**SOURCE EXCERPT:**

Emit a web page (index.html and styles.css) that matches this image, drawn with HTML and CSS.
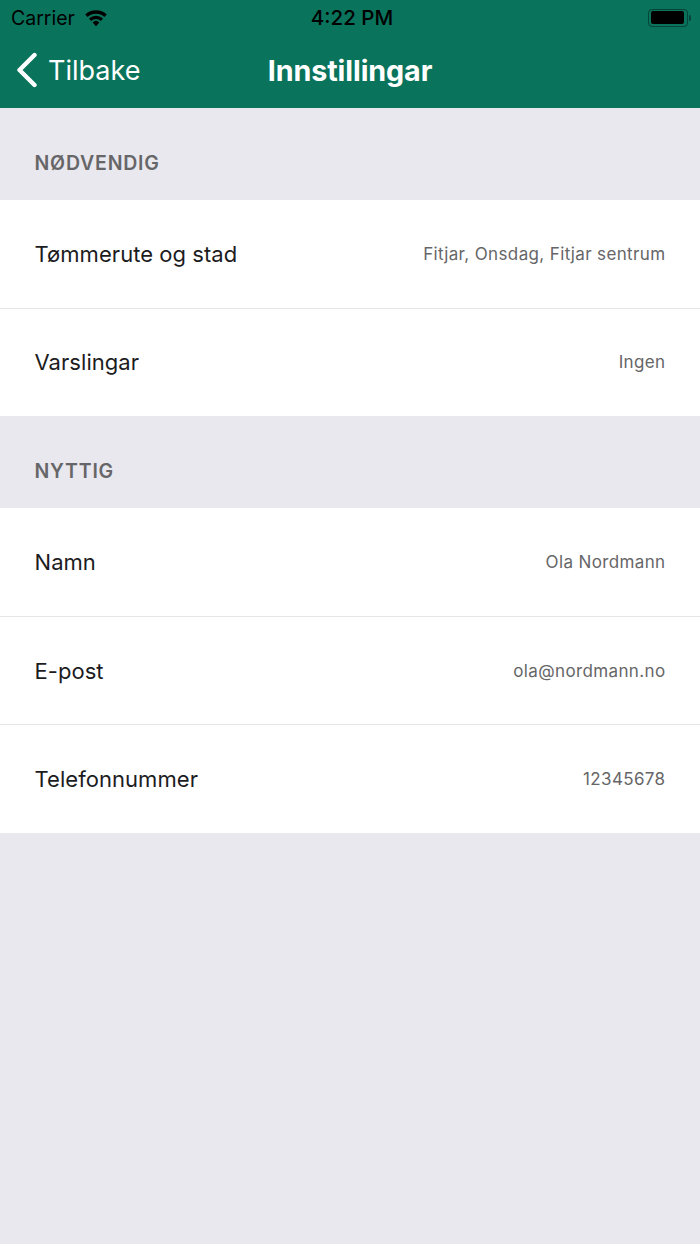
FILE: index.html
```html
<!DOCTYPE html>
<html lang="nn">
<head>
    <meta charset="UTF-8">
    <meta name="viewport" content="width=device-width, initial-scale=1.0">
    <title>Innstillingar</title>
    <link rel="stylesheet" href="styles.css">
</head>
<body>
    <header class="top">
        <div class="status-bar">
            <div class="status-left">
                <span>Carrier</span>
                <svg class="wifi" viewBox="0 0 24 18" width="24" height="18">
                    <path d="M12 17.2 8.6 13.4a5 5 0 0 1 6.8 0z"/>
                    <path d="M7.2 11.9 5 9.5a10.4 10.4 0 0 1 14 0l-2.2 2.4a7.2 7.2 0 0 0-9.6 0z"/>
                    <path d="M3.6 8 1.2 5.4a16 16 0 0 1 21.6 0L20.4 8a12.6 12.6 0 0 0-16.8 0z"/>
                </svg>
            </div>
            <div class="status-time">4:22 PM</div>
            <div class="status-right">
                <div class="battery"><div class="battery-fill"></div></div>
                <div class="battery-cap"></div>
            </div>
        </div>
        <nav class="nav-bar">
            <a class="back">
                <svg class="back-icon" viewBox="0 0 22 36" width="22" height="36">
                    <path d="M18.5 3 3.5 18l15 15" fill="none" stroke="#fff" stroke-width="4.4" stroke-linecap="round" stroke-linejoin="round"/>
                </svg>
                <span>Tilbake</span>
            </a>
            <h1>Innstillingar</h1>
        </nav>
    </header>

    <main>
        <h2 class="section-title">NØDVENDIG</h2>
        <ul class="list">
            <li class="row"><span class="label">Tømmerute og stad</span><span class="value">Fitjar, Onsdag, Fitjar sentrum</span></li>
            <li class="row"><span class="label">Varslingar</span><span class="value">Ingen</span></li>
        </ul>

        <h2 class="section-title">NYTTIG</h2>
        <ul class="list">
            <li class="row"><span class="label">Namn</span><span class="value">Ola Nordmann</span></li>
            <li class="row"><span class="label">E-post</span><span class="value">ola@nordmann.no</span></li>
            <li class="row"><span class="label">Telefonnummer</span><span class="value">12345678</span></li>
        </ul>
    </main>
</body>
</html>
```

FILE: styles.css
```css
* {
    margin: 0;
    padding: 0;
    box-sizing: border-box;
}

body {
    font-family: Inter, "Liberation Sans", Arial, sans-serif;
    background-color: #e9e8ee;
    color: #1c1c1e;
    height: 1244px;
    overflow: hidden;
}

/* top bar */
.top {
    background: #0a735c;
    height: 108px;
}

.status-bar {
    height: 37px;
    display: grid;
    grid-template-columns: 1fr auto 1fr;
    align-items: center;
    padding: 0 9px 2px 11px;
    color: #000;
    font-size: 19.5px;
}

.status-left {
    display: flex;
    align-items: center;
    gap: 9px;
}

.wifi {
    fill: #000;
}

.status-time {
    margin-left: 2px;
    font-weight: 500;
    font-size: 20.5px;
}

.status-right {
    display: flex;
    justify-content: flex-end;
    align-items: center;
    gap: 1px;
}

.battery {
    width: 40px;
    height: 18px;
    border: 1.5px solid rgba(0, 0, 0, 0.4);
    border-radius: 4px;
    padding: 1.5px 3px 1.5px 1.5px;
}

.battery-fill {
    height: 100%;
    background: #000;
    border-radius: 2px;
}

.battery-cap {
    width: 2px;
    height: 6px;
    background: rgba(0, 0, 0, 0.4);
    border-radius: 0 2px 2px 0;
}

.nav-bar {
    height: 66px;
    display: flex;
    align-items: center;
    justify-content: center;
    position: relative;
    color: #fff;
}

.nav-bar h1 {
    font-size: 28.7px;
    font-weight: 700;
    letter-spacing: -0.1px;
}

.back {
    position: absolute;
    left: 16px;
    top: 15px;
    display: flex;
    align-items: center;
    gap: 10px;
    font-size: 27px;
}

/* list */
.section-title {
    height: 91.5px;
    padding: 44px 34.5px 0;
    font-size: 19.5px;
    line-height: 23px;
    font-weight: 600;
    letter-spacing: 0.8px;
    color: #666668;
}

.list {
    list-style: none;
    background: #fff;
}

.row {
    height: 108.33px;
    display: flex;
    align-items: center;
    justify-content: space-between;
    padding: 0 34.5px;
}

.row + .row {
    border-top: 1px solid #e6e6e8;
}

.label {
    font-size: 22px;
    letter-spacing: 0.05px;
}

.value {
    font-size: 17px;
    color: #666668;
    letter-spacing: 0.37px;
}
```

**WHAT THE EXERCISE ASKS:** Print out the material word for word, omitting the pictures.

**TASK RESPONSE:**
Emit a web page (index.html and styles.css) that matches this image, drawn with HTML and CSS.
FILE: index.html
```html
<!DOCTYPE html>
<html lang="nn">
<head>
    <meta charset="UTF-8">
    <meta name="viewport" content="width=device-width, initial-scale=1.0">
    <title>Innstillingar</title>
    <link rel="stylesheet" href="styles.css">
</head>
<body>
    <header class="top">
        <div class="status-bar">
            <div class="status-left">
                <span>Carrier</span>
                <svg class="wifi" viewBox="0 0 24 18" width="24" height="18">
                    <path d="M12 17.2 8.6 13.4a5 5 0 0 1 6.8 0z"/>
                    <path d="M7.2 11.9 5 9.5a10.4 10.4 0 0 1 14 0l-2.2 2.4a7.2 7.2 0 0 0-9.6 0z"/>
                    <path d="M3.6 8 1.2 5.4a16 16 0 0 1 21.6 0L20.4 8a12.6 12.6 0 0 0-16.8 0z"/>
                </svg>
            </div>
            <div class="status-time">4:22 PM</div>
            <div class="status-right">
                <div class="battery"><div class="battery-fill"></div></div>
                <div class="battery-cap"></div>
            </div>
        </div>
        <nav class="nav-bar">
            <a class="back">
                <svg class="back-icon" viewBox="0 0 22 36" width="22" height="36">
                    <path d="M18.5 3 3.5 18l15 15" fill="none" stroke="#fff" stroke-width="4.4" stroke-linecap="round" stroke-linejoin="round"/>
                </svg>
                <span>Tilbake</span>
            </a>
            <h1>Innstillingar</h1>
        </nav>
    </header>

    <main>
        <h2 class="section-title">NØDVENDIG</h2>
        <ul class="list">
            <li class="row"><span class="label">Tømmerute og stad</span><span class="value">Fitjar, Onsdag, Fitjar sentrum</span></li>
            <li class="row"><span class="label">Varslingar</span><span class="value">Ingen</span></li>
        </ul>

        <h2 class="section-title">NYTTIG</h2>
        <ul class="list">
            <li class="row"><span class="label">Namn</span><span class="value">Ola Nordmann</span></li>
            <li class="row"><span class="label">E-post</span><span class="value">ola@nordmann.no</span></li>
            <li class="row"><span class="label">Telefonnummer</span><span class="value">12345678</span></li>
        </ul>
    </main>
</body>
</html>
```

FILE: styles.css
```css
* {
    margin: 0;
    padding: 0;
    box-sizing: border-box;
}

body {
    font-family: Inter, "Liberation Sans", Arial, sans-serif;
    background-color: #e9e8ee;
    color: #1c1c1e;
    height: 1244px;
    overflow: hidden;
}

/* top bar */
.top {
    background: #0a735c;
    height: 108px;
}

.status-bar {
    height: 37px;
    display: grid;
    grid-template-columns: 1fr auto 1fr;
    align-items: center;
    padding: 0 9px 2px 11px;
    color: #000;
    font-size: 19.5px;
}

.status-left {
    display: flex;
    align-items: center;
    gap: 9px;
}

.wifi {
    fill: #000;
}

.status-time {
    margin-left: 2px;
    font-weight: 500;
    font-size: 20.5px;
}

.status-right {
    display: flex;
    justify-content: flex-end;
    align-items: center;
    gap: 1px;
}

.battery {
    width: 40px;
    height: 18px;
    border: 1.5px solid rgba(0, 0, 0, 0.4);
    border-radius: 4px;
    padding: 1.5px 3px 1.5px 1.5px;
}

.battery-fill {
    height: 100%;
    background: #000;
    border-radius: 2px;
}

.battery-cap {
    width: 2px;
    height: 6px;
    background: rgba(0, 0, 0, 0.4);
    border-radius: 0 2px 2px 0;
}

.nav-bar {
    height: 66px;
    display: flex;
    align-items: center;
    justify-content: center;
    position: relative;
    color: #fff;
}

.nav-bar h1 {
    font-size: 28.7px;
    font-weight: 700;
    letter-spacing: -0.1px;
}

.back {
    position: absolute;
    left: 16px;
    top: 15px;
    display: flex;
    align-items: center;
    gap: 10px;
    font-size: 27px;
}

/* list */
.section-title {
    height: 91.5px;
    padding: 44px 34.5px 0;
    font-size: 19.5px;
    line-height: 23px;
    font-weight: 600;
    letter-spacing: 0.8px;
    color: #666668;
}

.list {
    list-style: none;
    background: #fff;
}

.row {
    height: 108.33px;
    display: flex;
    align-items: center;
    justify-content: space-between;
    padding: 0 34.5px;
}

.row + .row {
    border-top: 1px solid #e6e6e8;
}

.label {
    font-size: 22px;
    letter-spacing: 0.05px;
}

.value {
    font-size: 17px;
    color: #666668;
    letter-spacing: 0.37px;
}
```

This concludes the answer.